Film Review: LITTLE MISS SUNSHINE
GINA PUMA says, "LITTLE MISS SUNSHINE is brilliantly written by screenwriter Michael Arndt. It is directed by the husband and wife team of Jonathan Dayton and Valerie Faris who have directed many music videos and documentaries. You would never know that this is their first attempt at a feature film.
Although I only saw six films, this was my absolute favorite film at Sundance '06 and judging from the laughter and standing ovation around me, I would say I was not the only one. All of the hoopla that this film is receiving is genuine and well deserved. I don't think I can ever remember a movie that made me laugh and cry at the same time -- all the way through. My eyes were actually burning. I got on the shuttle bus after the movie and found others saying the same thing.

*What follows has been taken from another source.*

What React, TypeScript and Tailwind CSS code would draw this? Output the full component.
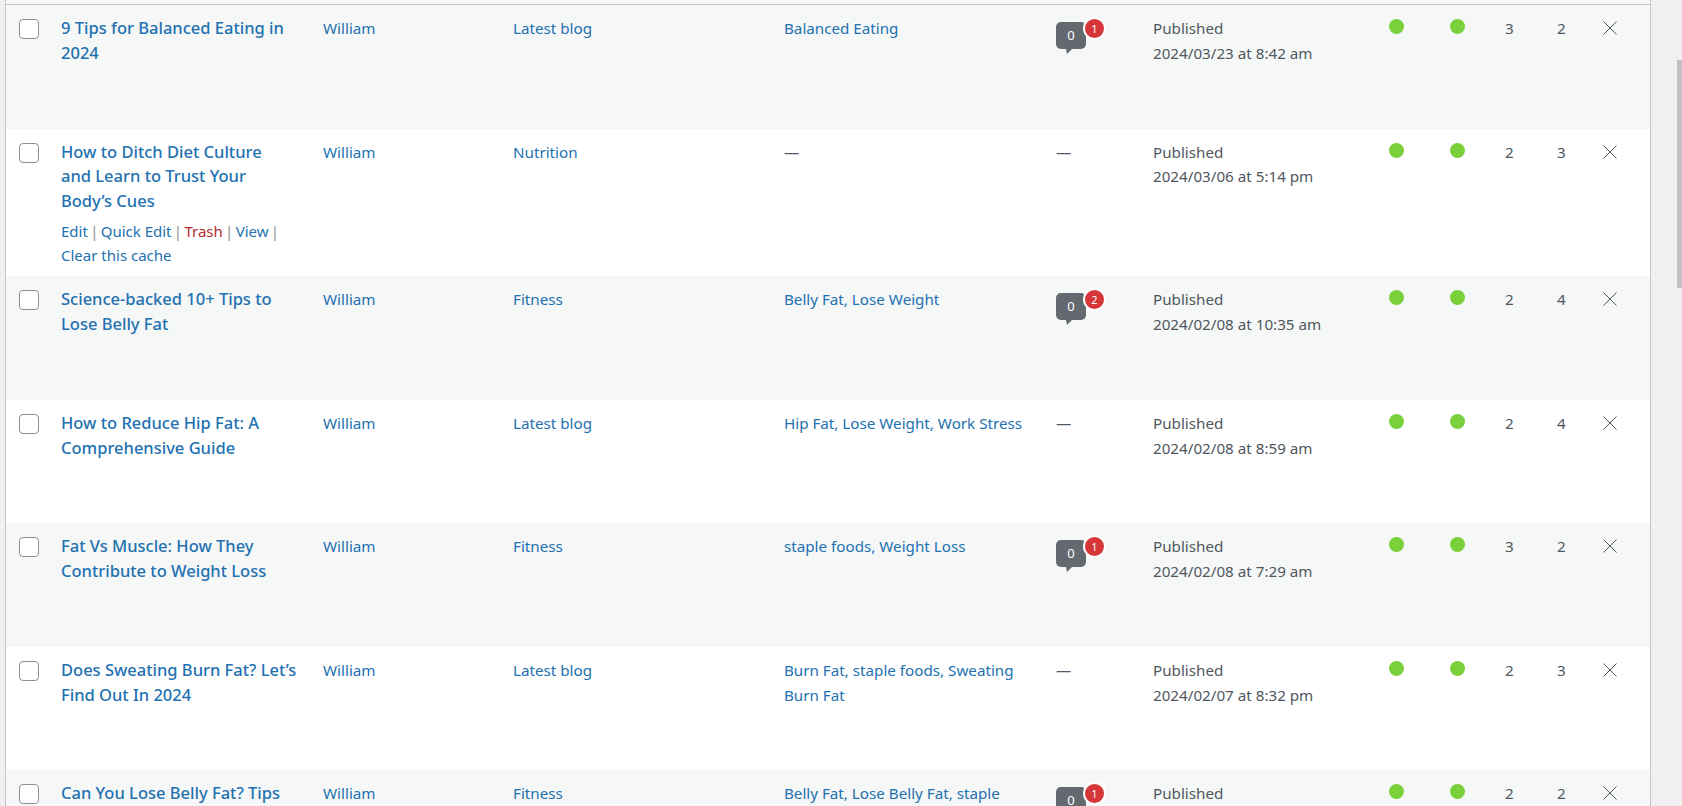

The writer and directors keep you engaged with each of the characters for every second. It is the story of one family's amusingly disastrous emotional and physical journey to a place that none of them thought they would end up. Toni Collette is the matriarch of this crazy bunch. Her character, Sheryl, is struggling to keep her overzealous, unsuccessful, self-proclaimed motivational speaker husband, Richard (Greg Kinnear), from destroying her two children -- Dwayne (Paul Dano), a teenager who hasn’t spoken in 9 months, by his own choice, and Olive (Abigail Breslin), a chubby, simple-looking seven year old who believes she can win a beauty pageant. The movie opens with Sheryl picking up her brother, Frank (THE OFFICE's Steve Carell), from the hospital after a failed suicide attempt. He has nowhere else to go so Sheryl takes him into her home and gives her son, Dwayne, the responsibility of making sure Uncle Frank doesn’t try this again. Also living under Sheryl's roof is Grandpa, played by the amazingly talented and completely hysterical Alan Arkin. Grandpa is Richard's father -— Sheryl's father-in-law -- who was recently evicted from his nursing home because he was caught snorting heroin and refused to quit. Sheryl receives a phone call that Olive has the opportunity to compete in the Little Miss Sunshine Pageant in California and she wants nothing more than to give Olive this opportunity she so desperately wants.
This starts the entire family’s expedition in an old VW Bus from New Mexico to California, otherwise known as, Hell and Back. The trip centers on this broken down VW and this broken down family and takes you, the viewer, for the ride of your life. I can’t wait until this one comes out in our theaters so I can see it again!"